Rendons hommage aux innocents, morts sous le feu d’insatiables assassins
Le Mali décrète un deuil de trois jours. Les fantômes de la guerre nous tourmentent encore. Quelques gémissements par ci ; quelques éclats de voix par là. Hélas ! N’est-il pas le moment pour nous remettre en question ?
Les années passent et se transforment en un chemin de croix sécuritaire. Les populations sont tantôt humiliées, tantôt assassinées, tantôt affamées. Alors qu’à Bamako, certains sèment la confusion, juste pour des miettes de pouvoir. D’autres discourent pour “calmer le jobard”. Les morts innocentes de Bodio, Zarhoy, Gabéro ou Ménaka nous hanteront pour longtemps. Rendons hommage aux innocents, morts sous le feu d’insatiables assassins.
Toujours, à Bamako, on déjeune en toute tranquillité oubliant le sang versé de nos concitoyens. Quel dégoût ! Encore à Bamako, d’autres tirent la couverture à eux pour sommeiller paisiblement sans être perturbé par les horreurs. À Bamako, d’une rive à l’autre, on se barricade. Quelle inconscience ! La guerre des récits ne suffit plus. Il faut agir pour éviter le retour de bâton. Il y va de la paix, du vivre ensemble et de notre survie.
Une chute peut en cacher une autre
Réveillons-nous, car nous avons besoin les uns des autres pour exister. Réveillons-nous, car dans chacune de nos veines coule du sang Arabe, Bambara, Bozo, Bwa, Dogon, Khassonké, Malinké, Mianka, Peul, Senoufo, Songhay, Soninké, Targui, etc. Réveillons-nous, car un air de 2012 souffle de nouveau sur les rives du fleuve Djoliba.

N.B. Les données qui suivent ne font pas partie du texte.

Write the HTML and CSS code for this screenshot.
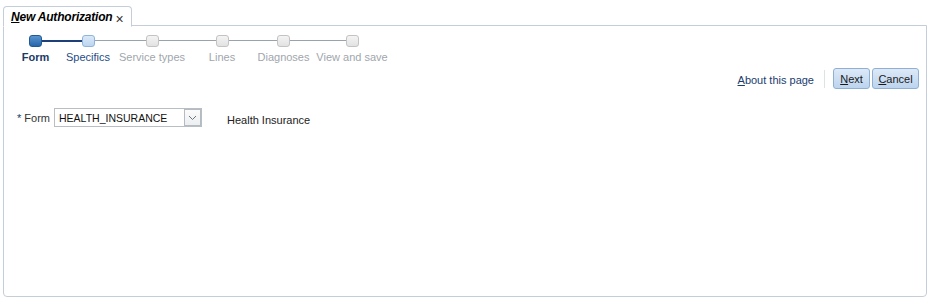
FILE: index.html
```html
<!DOCTYPE html>
<html>
<head>
<meta charset="utf-8">
<link rel="stylesheet" href="styles.css">
</head>
<body>
<div class="tabstrip">
  <div class="tab"><span class="tab-title"><u>N</u>ew Authorization</span><span class="tab-close">×</span></div>
</div>
<div class="panel">
  <div class="train">
    <div class="step s1 done"><div class="dotrow"><span class="ln none"></span><span class="dot cur"></span><span class="ln dark"></span></div><span class="lbl cur">Form</span></div>
    <div class="step s2"><div class="dotrow"><span class="ln dark"></span><span class="dot vis"></span><span class="ln"></span></div><span class="lbl vis">Specifics</span></div>
    <div class="step s3"><div class="dotrow"><span class="ln"></span><span class="dot"></span><span class="ln"></span></div><span class="lbl">Service types</span></div>
    <div class="step s4"><div class="dotrow"><span class="ln"></span><span class="dot"></span><span class="ln"></span></div><span class="lbl">Lines</span></div>
    <div class="step s5"><div class="dotrow"><span class="ln"></span><span class="dot"></span><span class="ln"></span></div><span class="lbl">Diagnoses</span></div>
    <div class="step s6"><div class="dotrow"><span class="ln"></span><span class="dot"></span><span class="ln none"></span></div><span class="lbl">View and save</span></div>
  </div>
  <div class="actions">
    <a class="about"><u>A</u>bout this page</a>
    <span class="sep"></span>
    <button class="btn next"><u>N</u>ext</button>
    <button class="btn cancel"><u>C</u>ancel</button>
  </div>
  <div class="formrow">
    <label class="flabel"><span class="req">*</span> Form</label>
    <div class="select">
      <span class="sel-text">HEALTH_INSURANCE</span>
      <span class="sel-btn"><svg width="9" height="6" viewBox="0 0 9 6"><path d="M1 1 L4.5 4.5 L8 1" fill="none" stroke="#6b7580" stroke-width="1"/></svg></span>
    </div>
    <span class="desc">Health Insurance</span>
  </div>
</div>
</body>
</html>
```
FILE: styles.css
```css
html, body {
  margin: 0;
  padding: 0;
  background: #fff;
  font-family: "Liberation Sans", Arial, sans-serif;
  font-size: 11px;
  color: #333;
}
.tabstrip {
  display: flex;
  padding: 6px 0 0 3px;
  height: 19px;
}
.tab {
  position: relative;
  z-index: 2;
  display: flex;
  align-items: center;
  white-space: nowrap;
  height: 19px;
  padding: 0 7px 0 7px;
  border: 1px solid #c4ced8;
  border-bottom: 1px solid #fff;
  border-radius: 4px 4px 0 0;
  background: #fff;
}
.tab-title {
  font-weight: bold;
  font-style: italic;
  font-size: 12px;
  letter-spacing: -0.2px;
  color: #000;
  margin-top: 1px;
}
.tab-close {
  font-size: 14px;
  line-height: 14px;
  color: #333;
  margin-left: 3px;
  margin-top: 5px;
}
.panel {
  margin: 0 3px;
  height: 270px;
  border: 1px solid #c4ced8;
  border-radius: 0 0 4px 4px;
  background: #fff;
  display: flex;
  flex-direction: column;
}
.train {
  display: flex;
  padding: 8px 0 0 9px;
}
.step {
  display: flex;
  flex-direction: column;
  align-items: center;
}
.s1 { width: 45px; }
.s2 { width: 60px; }
.s3 { width: 68px; }
.s4 { width: 72px; }
.s5 { width: 51px; }
.s6 { width: 86px; }
.dotrow {
  display: flex;
  align-items: center;
  width: 100%;
  height: 13px;
}
.ln {
  flex: 1;
  height: 1px;
  background: #98a3ad;
}
.ln.dark { background: #1d3f7c; height: 2px; }
.ln.none { background: transparent; }
.dot {
  width: 11px;
  height: 10px;
  border: 1px solid #c3c3c3;
  border-radius: 3px;
  background: linear-gradient(#f4f4f4, #e2e2e2);
  flex: none;
}
.dot.cur {
  border-color: #1f5a94;
  background: linear-gradient(#5a95d0, #2566aa);
}
.dot.vis {
  border-color: #8db4dc;
  background: linear-gradient(#dbe9f8, #bcd5f0);
}
.lbl {
  margin-top: 4px;
  white-space: nowrap;
  color: #a0a6ad;
  font-size: 11px;
}
.lbl.cur { color: #1b3a66; font-weight: bold; }
.lbl.vis { color: #1f4c87; }
.actions {
  display: flex;
  justify-content: flex-end;
  align-items: center;
  padding: 5px 7px 0 0;
}
.about {
  color: #1a3c6e;
  margin-right: 10px;
  margin-top: 3px;
}
.sep {
  width: 1px;
  height: 18px;
  background: #dde2e7;
  margin-right: 8px;
}
.btn {
  font-family: "Liberation Sans", Arial, sans-serif;
  font-size: 11px;
  color: #1a1a1a;
  height: 21px;
  padding: 0;
  border: 1px solid #8fb0d3;
  border-radius: 3px;
  background: linear-gradient(#dde9f7, #bcd4ee);
}
.next { width: 37px; }
.cancel { width: 47px; margin-left: 2px; }
.formrow {
  display: flex;
  align-items: center;
  padding: 19px 0 0 13px;
}
.flabel {
  color: #333;
  margin-right: 4px;
}
.req { color: #1a3c6e; }
.select {
  display: flex;
  align-items: center;
  width: 146px;
  height: 17px;
  border: 1px solid #b9bec4;
  background: #fff;
}
.sel-text {
  flex: 1;
  padding-left: 4px;
  color: #111;
  font-size: 10.5px;
}
.sel-btn {
  display: flex;
  align-items: center;
  justify-content: center;
  width: 15px;
  height: 15px;
  border: 1px solid #b5bbc2;
  background: linear-gradient(#fbfbfb, #eceef0);
}
.desc {
  margin-left: 25px;
  margin-top: 4px;
  color: #222;
  font-size: 11px;
}
```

Les Maliens meurent bêtement. Le pays s’enlise. Les risques de couper le pays en deux se dessinent. Une chute peut en cacher une autre. Partout, c’est la panique et le désespoir. Une question délicate se pose : quels intérêts et quelle solidarité des gouvernants pour les populations ? De toute évidence, cette question soulève les difficultés de nos dirigeants à nous protéger. Ne le prenez pas mal. Elle oblige à sortir du piège du pouvoir pour le pouvoir pour construire une politique de rassemblement des Maliens.
L’acquisition d’équipement militaire est une chose ; la montée en puissance de l’armée en est une autre. Regardons-nous dans le miroir. Aujourd’hui, la responsabilité de l’exécutif est questionnée pour obtenir des résultats efficaces au problème du narcoterrorisme. Inutiles les clivages, les phrases assassines avec leur effet repoussoir. Inutile, ce déchainement de la violence d’Etat contre les voix critiques et libres : Ras Bath, Rokia Doumbia (Tata Rose), etc. Ne chipotons pas !
Seuls les commencements sont beaux
Aujourd’hui, tout est sujet à tension comme le scrutin présidentiel de 2024, le défi politique de la transition. Adama Ben Diarra, alias Ben le cerveau, en a payé cash. Son tort : inviter l’exécutif à respecter la durée de la transition. Membre du Conseil National de Transition et leader du mouvement Yèrèwolo-Débout sur les remparts, Ben le cerveau croupit en prison depuis le 5 septembre dernier. Motif : “atteinte au crédit de l’Etat”. Ben le cerveau paie le prix de son émancipation de l’exécutif.
L’autonomie a un prix. L’incarcération de Diarra, chef de file de la contestation contre la force Barkhane et la Minusma, mine la confiance entre son mouvement et la transition. Ah, “Seuls les commencements sont beaux”, dirait le philosophe allemand, M. Heidegger. Désormais, les alliances se fragilisent. Une tempête de sable souffle sur le pays de Modibo Kéita. Il en est de même chez notre voisin burkinabé où la situation politique et sécuritaire n’est pas mieux : 53 morts (soldats et VDP) à Koumbri dans une attaque narcoterroriste, le 4 septembre 2023. Entre deuil et tristesse, un retour du débat politique est attendu.
Une ambiance de fin du monde
Pour sortir de ce cercle vicieux, une des solutions c’est d’organiser des débats sur les défis sécuritaire et politique, associant l’ensemble des forces vives du pays : associatifs, autorités traditionnelles, notables, politiques, syndicalistes, etc. Les bricolages ne suffisent plus. Tirons les leçons de nos échecs sécuritaires et politiques pour émerger de cette ambiance de fin du monde dont les principales victimes sont les populations, traumatisées, violentées et humiliées.